In 2008, Jay began to confront inventory control and cash flow problems by addressing vendor relationships. He established strategic buying and flexible payment options, which cleared the way to bring on new designers with an emphasis on bridal-related jewelry to better balance the inventory with diamond jewelry.

Clarke improved her marketing strategies with the goal of increasing her customer base by 50 percent in 2008. That was accomplished in part by capturing customer data from foot-traffic-friendly smaller purchases such as beads, fashion jewelry, and repairs and converting them to more-upscale customers. Clarke brought in 600 new customers, exceeding her goal. “Thank goodness we brought in these new customers as they’re now our top customers,” Clarke says.
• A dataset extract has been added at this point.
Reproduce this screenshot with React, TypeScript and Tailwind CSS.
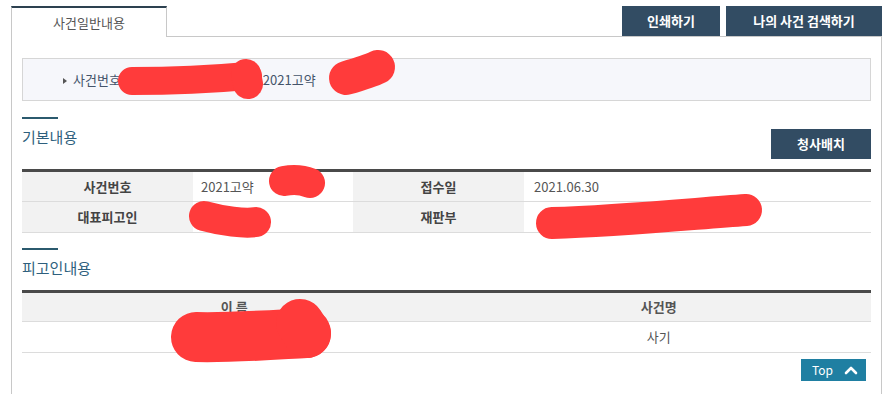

Space in the 2,000-square-foot store was an issue. With a lease up in April 2010, last year was the time to move out of Pierremont Mall. The move was literally 134 steps from the mall to a nearby thoroughfare that offered greater visibility (18,000 motorists per day) and a gain of 600 square feet.

The build-out for the new store that began in June was to be completed by November, but wasn’t done until December. Contractor delays and the time needed to move the inventory and set up the new space translated into a 10-month sales year. Despite all the challenges and lost time, Clarke ended 2009 up 14 percent.

What saved the day were new customers, a broader assortment of inventory, and a six-week moving sale that liquidated old inventory and helped stimulate foot traffic that kept customers abreast of breaking news on the relocation.

For 2010, Clarke estimates sales will be up a projected 16 percent. Part of that boost will come with a new Web site that will include e-commerce sales.